Problématique : L’objectif d’une étude cas-témoins était de déterminer dans quelle mesure l’utilisation de benzodiazépines (BDP) entraînait un risque accru de survenue d’une démence de type Alzheimer. La dose totale cumulée de BDP ingérée et les syndromes prodromiques tels que l’anxiété, la dépression et les troubles du sommeil ont été pris en compte comme covariables.en.
Contexte : environ 36 millions de personnes dans le monde souffrent actuellement de démence. En raison de l’évolution démographique, on s’attend à ce que ce nombre double tous les 20 ans environ. En 2050, on estime que 115 millions de personnes seront atteintes de démence dans le monde, ce qui aura des conséquences sociales importantes et des coûts élevés. Comme il n’existe pas encore de traitements très efficaces, la prévention est essentielle. Il est déjà bien établi que les BDP peuvent entraîner des troubles cognitifs passagers. Certaines études ont également suggéré un lien possible entre la démence et la prise de BDP – mais elles présentent encore des faiblesses méthodologiques.
Patients et méthodes : Cette étude cas-témoins a inclus 1796 patients dont le diagnostic initial était une démence de type Alzheimer et qui ont été suivis pendant six ans jusqu’à la date d’évaluation. En outre, 7184 témoins, appariés par sexe, âge et durée de suivi, ont été inclus dans l’analyse et ont fait l’objet d’un suivi et d’un examen appropriés. De plus, des variables confondantes telles que le diabète sucré, l’hypercholestérolémie, le SIDA/VIH et d’autres maladies ont été prises en compte.
Résultats : La prise de BDP était significativement associée à un risque accru de développer une démence de type Alzheimer (odds ratio 1,51 [1,36–1,69]).

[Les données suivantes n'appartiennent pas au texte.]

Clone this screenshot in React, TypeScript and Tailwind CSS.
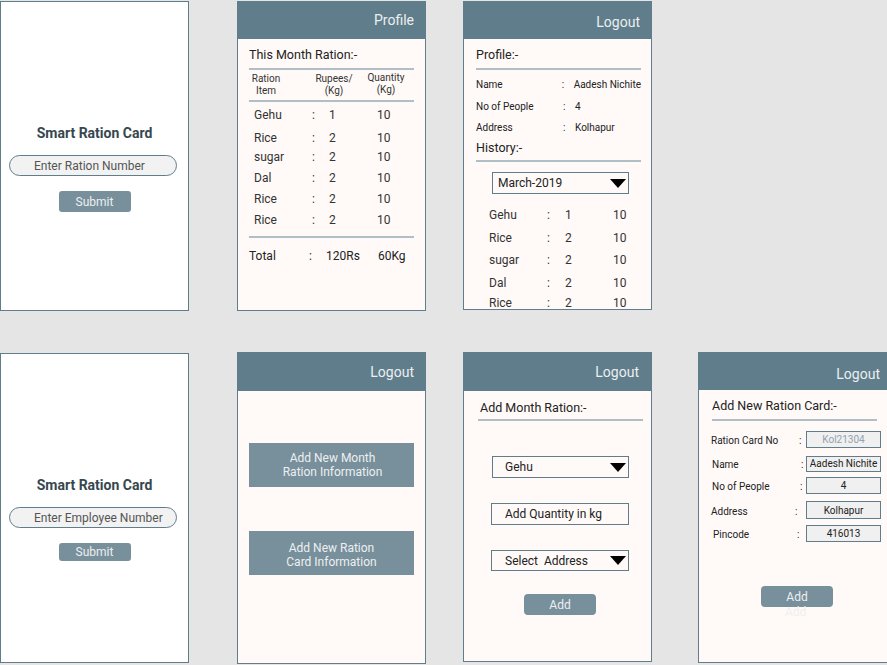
import React from "react";

const Tri = () => (
  <div className="shrink-0 w-0 h-0 border-l-[8px] border-r-[8px] border-t-[9px] border-l-transparent border-r-transparent border-t-black" />
);

const Divider = ({ cls }: { cls: string }) => <div className={"shrink-0 h-[2px] bg-[#b0bec5] " + cls} />;

const Header = ({ label, cls }: { label: string; cls: string }) => (
  <div className={"shrink-0 bg-[#607d8b] flex items-center justify-end text-[14px] text-[#eceff1] " + cls}>{label}</div>
);

function Login({ top, placeholder, btnH }: { top: string; placeholder: string; btnH: string }) {
  return (
    <div className={"absolute left-0 w-[189px] h-[310px] border border-[#607d8b] bg-white flex flex-col items-center pt-[122px] " + top}>
      <div className="text-[14px] leading-[18px] font-bold text-[#37474f]">Smart Ration Card</div>
      <div className="self-start ml-[8px] mt-[13px] w-[168px] h-[21px] rounded-full border border-[#607d8b] bg-[#f2f2f2] flex items-center pl-[24px] text-[12px] text-[#555] whitespace-nowrap">
        {placeholder}
      </div>
      <div className={"mt-[15px] w-[72px] rounded-[3px] bg-[#78909c] flex items-center justify-center text-[12px] text-[#eceff1] " + btnH}>
        Submit
      </div>
    </div>
  );
}

type R = { item: string; rate: string; qty: string; mt: string };

const rows2: R[] = [
  { item: "Gehu", rate: "1", qty: "10", mt: "mt-[3px]" },
  { item: "Rice", rate: "2", qty: "10", mt: "mt-[3px]" },
  { item: "sugar", rate: "2", qty: "10", mt: "-mt-px" },
  { item: "Dal", rate: "2", qty: "10", mt: "mt-px" },
  { item: "Rice", rate: "2", qty: "10", mt: "mt-px" },
  { item: "Rice", rate: "2", qty: "10", mt: "mt-px" },
];

const rows3: R[] = [
  { item: "Gehu", rate: "1", qty: "10", mt: "mt-[11px]" },
  { item: "Rice", rate: "2", qty: "10", mt: "mt-[3px]" },
  { item: "sugar", rate: "2", qty: "10", mt: "mt-[2px]" },
  { item: "Dal", rate: "2", qty: "10", mt: "mt-[3px]" },
  { item: "Rice", rate: "2", qty: "10", mt: "mt-0" },
];

function Month() {
  return (
    <div className="absolute left-[237px] top-[1px] w-[189px] h-[310px] border border-[#607d8b] bg-[#fffaf8] flex flex-col">
      <Header label="Profile" cls="h-[37px] pr-[11px]" />
      <div className="px-[11px] flex flex-col">
        <div className="mt-[8px] text-[12.5px] leading-[16px] text-[#222]">This Month Ration:-</div>
        <Divider cls="mt-[5px]" />
        <div className="h-[30px] flex items-center text-[10px] leading-[12px] text-[#333]">
          <div className="w-[34px] text-center">Ration<br />Item</div>
          <div className="w-[50px] ml-[26px] text-center">Rupees/<br />(Kg)</div>
          <div className="w-[44px] ml-[5px] text-center -mt-[2px]">Quantity<br />(Kg)</div>
        </div>
        <Divider cls="" />
        {rows2.map((r, i) => (
          <div key={i} className={"flex h-[20px] items-center text-[12px] text-[#333] pl-[5px] " + r.mt}>
            <div className="w-[58px]">{r.item}</div>
            <div className="w-[17px]">:</div>
            <div className="w-[48px]">{r.rate}</div>
            <div>{r.qty}</div>
          </div>
        ))}
        <Divider cls="mt-[6px]" />
        <div className="mt-[8px] flex h-[20px] items-center text-[12px] text-[#222]">
          <div className="w-[60px]">Total</div>
          <div className="w-[17px]">:</div>
          <div className="w-[52px]">120Rs</div>
          <div>60Kg</div>
        </div>
      </div>
    </div>
  );
}

function Select({ label, cls }: { label: string; cls: string }) {
  return (
    <div className={"shrink-0 border border-[#607d8b] bg-[#fffaf8] flex items-center justify-between pr-[2px] text-[12px] text-[#222] " + cls}>
      <span className="whitespace-pre">{label}</span>
      <Tri />
    </div>
  );
}

function Profile() {
  const info = [
    { l: "Name", v: "Aadesh Nichite", mt: "mt-[8px]" },
    { l: "No of People", v: "4", mt: "mt-[10px]" },
    { l: "Address", v: "Kolhapur", mt: "mt-[9px]" },
  ];
  return (
    <div className="absolute left-[463px] top-[1px] w-[189px] h-[309px] border border-[#607d8b] bg-[#fffaf8] flex flex-col overflow-hidden">
      <Header label="Logout" cls="h-[37px] pr-[11px] pt-[3px]" />
      <div className="shrink-0 pl-[12px] pr-[10px] flex flex-col">
        <div className="mt-[8px] text-[12.5px] leading-[16px] text-[#222]">Profile:-</div>
        <Divider cls="mt-[5px]" />
        {info.map((x, i) => (
          <div key={i} className={"shrink-0 flex h-[12px] items-center text-[10px] text-[#222] whitespace-nowrap " + x.mt}>
            <div className="w-[87px]">{x.l}</div>
            <div className="w-[12px]">:</div>
            <div>{x.v}</div>
          </div>
        ))}
        <div className="mt-[7px] text-[12.5px] leading-[16px] text-[#222]">History:-</div>
        <Divider cls="mt-[4px]" />
        <div className="shrink-0 mt-[10px] ml-[16px] w-[137px] h-[22px] border border-[#607d8b] bg-[#fffaf8] flex items-center justify-between pl-[5px] pr-[2px] text-[12px] text-[#222]">
          <span>March-2019</span>
          <Tri />
        </div>
        {rows3.map((r, i) => (
          <div key={i} className={"shrink-0 flex h-[20px] items-center text-[12px] text-[#333] pl-[13px] " + r.mt}>
            <div className="w-[58px]">{r.item}</div>
            <div className="w-[18px]">:</div>
            <div className="w-[48px]">{r.rate}</div>
            <div>{r.qty}</div>
          </div>
        ))}
      </div>
    </div>
  );
}

function Menu() {
  return (
    <div className="absolute left-[237px] top-[352px] w-[189px] h-[312px] border border-[#607d8b] bg-[#fffaf8] flex flex-col">
      <Header label="Logout" cls="h-[38px] pr-[11px]" />
      <div className="mt-[52px] mx-[11px] h-[44px] bg-[#78909c] flex items-center justify-center text-center text-[12px] leading-[14px] text-[#eceff1] pl-[2px]">
        Add New Month<br />Ration Information
      </div>
      <div className="mt-[44px] mx-[11px] h-[44px] bg-[#78909c] flex items-center justify-center text-center text-[12px] leading-[14px] text-[#eceff1] pt-[4px]">
        Add New Ration<br />Card Information
      </div>
    </div>
  );
}

function AddMonth() {
  return (
    <div className="absolute left-[463px] top-[352px] w-[189px] h-[310px] border border-[#607d8b] bg-[#fffaf8] flex flex-col">
      <Header label="Logout" cls="h-[38px] pr-[12px]" />
      <div className="mt-[9px] pl-[16px] text-[12.5px] leading-[16px] text-[#222]">Add Month Ration:-</div>
      <Divider cls="mt-[3px] ml-[14px] w-[165px]" />
      <Select label="Gehu" cls="mt-[35px] ml-[28px] w-[137px] h-[22px] pl-[12px]" />
      <div className="mt-[25px] ml-[27px] w-[138px] h-[22px] border border-[#607d8b] bg-[#fffaf8] flex items-center pl-[13px] text-[12px] text-[#222]">
        Add Quantity in kg
      </div>
      <Select label="Select  Address" cls="mt-[25px] ml-[27px] w-[138px] h-[21px] pl-[13px]" />
      <div className="mt-[23px] ml-[60px] w-[72px] h-[21px] rounded-[4px] bg-[#78909c] flex items-center justify-center text-[12px] text-[#eceff1]">
        Add
      </div>
    </div>
  );
}

function AddCard() {
  const f = [
    { l: "Ration Card No", v: "Kol21304", h: "h-[17px]", mt: "mt-[10px]", c: "text-[#90a4ae]", lp: "pl-[12px]", cw: "w-[7px]" },
    { l: "Name", v: "Aadesh Nichite", h: "h-[16px]", mt: "mt-[7px]", c: "text-[#222]", lp: "pl-[13px]", cw: "w-[5px]" },
    { l: "No of People", v: "4", h: "h-[17px]", mt: "mt-[5px]", c: "text-[#222]", lp: "pl-[13px]", cw: "w-[6px]" },
    { l: "Address", v: "Kolhapur", h: "h-[18px]", mt: "mt-[7px]", c: "text-[#222]", lp: "pl-[12px]", cw: "w-[11px]" },
    { l: "Pincode", v: "416013", h: "h-[17px]", mt: "mt-[6px]", c: "text-[#222]", lp: "pl-[14px]", cw: "w-[9px]" },
  ];
  return (
    <div className="absolute left-[698px] top-[352px] w-[191px] h-[311px] border border-[#607d8b] bg-[#fffaf8] flex flex-col">
      <Header label="Logout" cls="h-[37px] pr-[8px] pt-[6px]" />
      <div className="mt-[8px] pl-[13px] text-[12.5px] leading-[16px] text-[#222]">Add New Ration Card:-</div>
      <Divider cls="mt-[5px] ml-[13px] w-[165px]" />
      {f.map((x, i) => (
        <div key={i} className={"flex items-center text-[10px] whitespace-nowrap " + x.mt}>
          <div className={"w-[107px] flex text-[#222] " + x.lp}>
            <span className="flex-1 mt-[2px]">{x.l}</span>
            <span className={"mt-[2px] " + x.cw}>:</span>
          </div>
          <div className={"w-[75px] border border-[#607d8b] bg-[#f0f0f0] flex items-center justify-center " + x.h + " " + x.c}>
            {x.v}
          </div>
        </div>
      ))}
      <div className="relative mt-[44px] ml-[62px] w-[72px] h-[21px] rounded-[4px] bg-[#78909c] flex items-center justify-center text-[12px] text-[#eceff1]">
        Add
        <span className="absolute left-[24px] top-[17px] text-[12px] text-[#f0f0f0]">Add</span>
      </div>
    </div>
  );
}

export default function App() {
  return (
    <div className="relative w-[887px] h-[665px] overflow-hidden bg-[#e5e5e5] font-['Roboto',sans-serif]">
      <Login top="top-[1px]" placeholder="Enter Ration Number" btnH="h-[21px]" />
      <Month />
      <Profile />
      <Login top="top-[353px]" placeholder="Enter Employee Number" btnH="h-[18px]" />
      <Menu />
      <AddMonth />
      <AddCard />
    </div>
  );
}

Si l’on considère l’anxiété, la dépression et les troubles du sommeil comme des covariables, le résultat reste significatif (OR 1,43 [1,28–1,60]). Le risque de développer une démence d’Alzheimer en cas de prise de BDP augmente avec la demi-vie de la BDP ingérée (OR pour les BDP à longue durée d’action : 1,70 ; pour les BDP à courte durée d’action : 1,43) ; on constate également une relation dose-effet significative. Si 91 à 180 doses quotidiennes de BDP sont prises, l’OR est de 1,32 (1,01-1,74), et le risque augmente encore pour >180 doses quotidiennes (OR 1,84 [1,62–2,08]).

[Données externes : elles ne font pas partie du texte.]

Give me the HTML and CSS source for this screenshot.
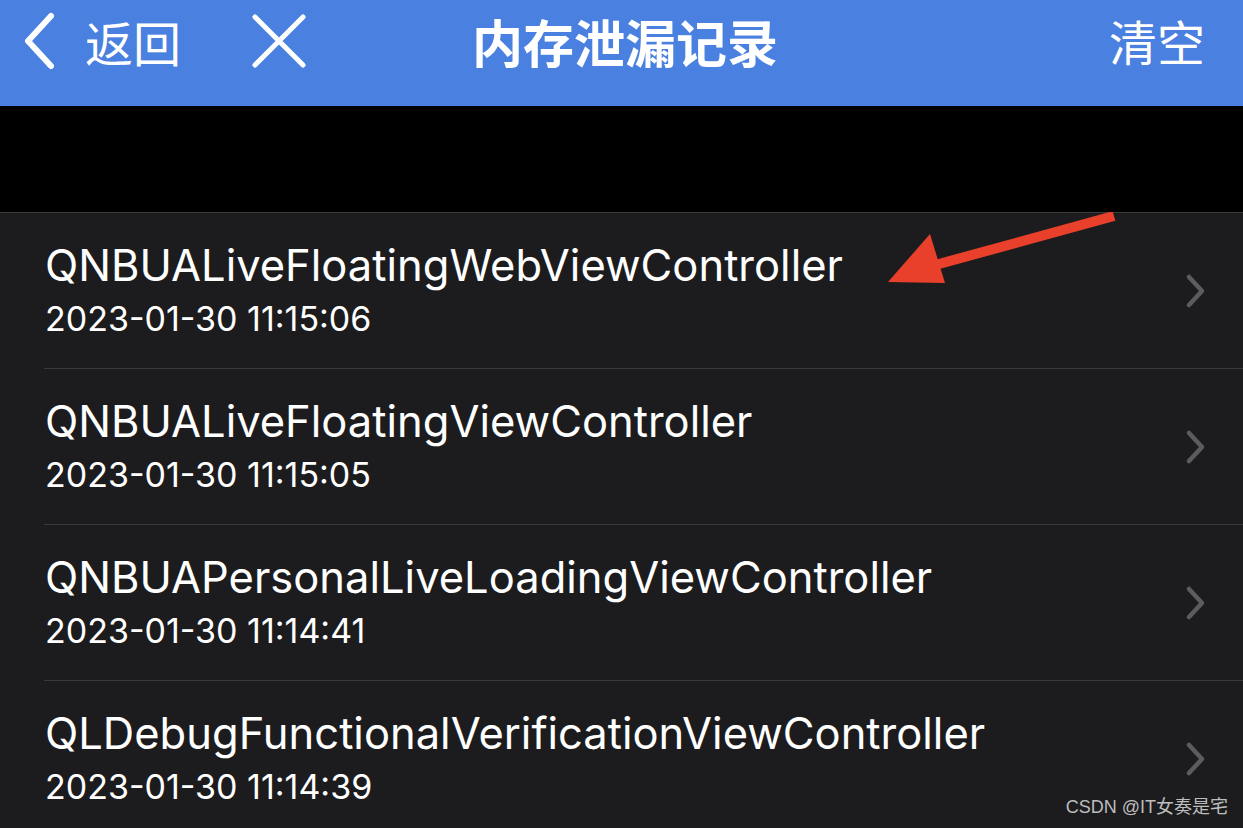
FILE: index.html
```html
<!DOCTYPE html>
<html lang="zh">
<head>
<meta charset="utf-8">
<link rel="stylesheet" href="styles.css">
</head>
<body>
<div class="page">
  <header class="navbar">
    <div class="nav-left">
      <svg class="back-icon" width="34" height="58" viewBox="0 0 34 58"><path d="M29 4 L6 29 L29 54" fill="none" stroke="#fff" stroke-width="6" stroke-linecap="round" stroke-linejoin="round"/></svg>
      <span class="nav-text back-text">返回</span>
      <svg class="close-icon" width="56" height="56" viewBox="0 0 56 56"><path d="M4 4 L52 52 M52 4 L4 52" fill="none" stroke="#fff" stroke-width="5" stroke-linecap="round"/></svg>
    </div>
    <div class="nav-title">内存泄漏记录</div>
    <div class="nav-right"><span class="nav-text">清空</span></div>
  </header>
  <div class="spacer"></div>
  <ul class="list">
    <li class="row">
      <div class="row-body">
        <div class="row-title">QNBUALiveFloatingWebViewController</div>
        <div class="row-date">2023-01-30 11:15:06</div>
      </div>
      <svg class="chev" width="22" height="36" viewBox="0 0 22 36"><path d="M4 4 L17 18 L4 32" fill="none" stroke="#5b5b60" stroke-width="4.5" stroke-linecap="round" stroke-linejoin="round"/></svg>
    </li>
    <li class="row">
      <div class="row-body">
        <div class="row-title">QNBUALiveFloatingViewController</div>
        <div class="row-date">2023-01-30 11:15:05</div>
      </div>
      <svg class="chev" width="22" height="36" viewBox="0 0 22 36"><path d="M4 4 L17 18 L4 32" fill="none" stroke="#5b5b60" stroke-width="4.5" stroke-linecap="round" stroke-linejoin="round"/></svg>
    </li>
    <li class="row">
      <div class="row-body">
        <div class="row-title">QNBUAPersonalLiveLoadingViewController</div>
        <div class="row-date">2023-01-30 11:14:41</div>
      </div>
      <svg class="chev" width="22" height="36" viewBox="0 0 22 36"><path d="M4 4 L17 18 L4 32" fill="none" stroke="#5b5b60" stroke-width="4.5" stroke-linecap="round" stroke-linejoin="round"/></svg>
    </li>
    <li class="row">
      <div class="row-body">
        <div class="row-title">QLDebugFunctionalVerificationViewController</div>
        <div class="row-date">2023-01-30 11:14:39</div>
      </div>
      <svg class="chev" width="22" height="36" viewBox="0 0 22 36"><path d="M4 4 L17 18 L4 32" fill="none" stroke="#5b5b60" stroke-width="4.5" stroke-linecap="round" stroke-linejoin="round"/></svg>
    </li>
  </ul>
  <svg class="annot-arrow" width="240" height="90" viewBox="0 0 240 90"><path d="M226 4 L40 55" stroke="#e8402a" stroke-width="10" fill="none"/><polygon points="0,70 42,22 57,71" fill="#e8402a"/></svg>
  <div class="watermark">CSDN @IT女奏是宅</div>
</div>
</body>
</html>
```
FILE: styles.css
```css
html, body {
  margin: 0;
  padding: 0;
  background: #1c1c1e;
}
.page {
  position: relative;
  width: 1243px;
  height: 828px;
  overflow: hidden;
  font-family: Inter, "Noto Sans CJK SC", sans-serif;
  background: #1c1c1e;
}
.navbar {
  height: 106px;
  background: #4a80e0;
  display: flex;
  align-items: center;
  position: relative;
  color: #fff;
}
.nav-left {
  display: flex;
  align-items: center;
  padding-left: 22px;
  height: 100%;
  padding-bottom: 25px;
  box-sizing: border-box;
}
.back-icon { display: block; }
.back-text { margin-left: 29px; }
.close-icon { margin-left: 70px; }
.nav-text {
  font-family: "Noto Sans CJK SC", sans-serif;
  font-size: 48px;
  line-height: 1;
  color: #fff;
}
.nav-title {
  position: absolute;
  left: 472px;
  top: 16px;
  font-family: "Noto Sans CJK SC", sans-serif;
  font-size: 51px;
  font-weight: 700;
  line-height: 1;
}
.nav-right {
  margin-left: auto;
  padding-right: 38px;
  padding-bottom: 25px;
}
.spacer {
  height: 106px;
  background: #000;
  border-bottom: 1px solid #3a3a3c;
}
.list {
  list-style: none;
  margin: 0;
  padding: 0 0 0 44px;
}
.row {
  height: 155px;
  display: flex;
  align-items: center;
  border-bottom: 1px solid #3a3a3c;
  padding-right: 36px;
}
.row-body {
  flex: 1;
  padding-left: 1px;
  padding-bottom: 2px;
}
.row-title {
  font-size: 43.5px;
  line-height: 52px;
  color: #fff;
}
.row-date {
  font-size: 34px;
  line-height: 44px;
  margin-top: 6px;
  color: #fff;
}
.chev { display: block; }
.annot-arrow {
  position: absolute;
  left: 888px;
  top: 212px;
}
.watermark {
  position: absolute;
  right: 15px;
  bottom: 10px;
  font-family: "Liberation Sans", "Noto Sans CJK SC", sans-serif;
  font-size: 18px;
  color: #bdbdbd;
}
```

Conclusions des auteurs : la prise de BDP était significativement associée à un risque accru de survenue de la maladie d’Alzheimer (augmentation du risque de 43 à 51%). Comme le risque augmente avec l’augmentation de la prise cumulée de BDP, les BDP pourraient être directement responsables. La prise de BDP à long terme sans précaution doit donc être considérée de manière critique.
Commentaire : l’étude présente des limites, comme presque toutes les études : Ainsi, les chercheurs n’ont pu se baser que sur une base de données, et non directement sur les patients. Ainsi, si le diagnostic est erroné ou retardé, les résultats sont faussés. On pourrait également faire remarquer que les déficits cognitifs associés à la prise de BDP peuvent avoir été mal interprétés comme une démence. En résumé, les points forts de l’étude l’emportent toutefois : nombre de cas très élevé, longue période d’observation, relation dose-risque et contrôle de covariables importantes. Ce résultat est étayé par cinq autres études et plusieurs explications biologiques sont avancées : ainsi, la réduction des récepteurs BDP est corrélée aux déficits cognitifs. En outre, la prise prolongée réduit la capacité de réserve cognitive du cerveau.
Bien que les BDP présentent des avantages importants dans le traitement aigu des troubles anxieux ou des troubles du sommeil, par exemple, compte tenu des résultats actuels (et des recommandations des lignes directrices internationales), le traitement par BDP doit être de courte durée, c’est-à-dire ne pas dépasser trois mois.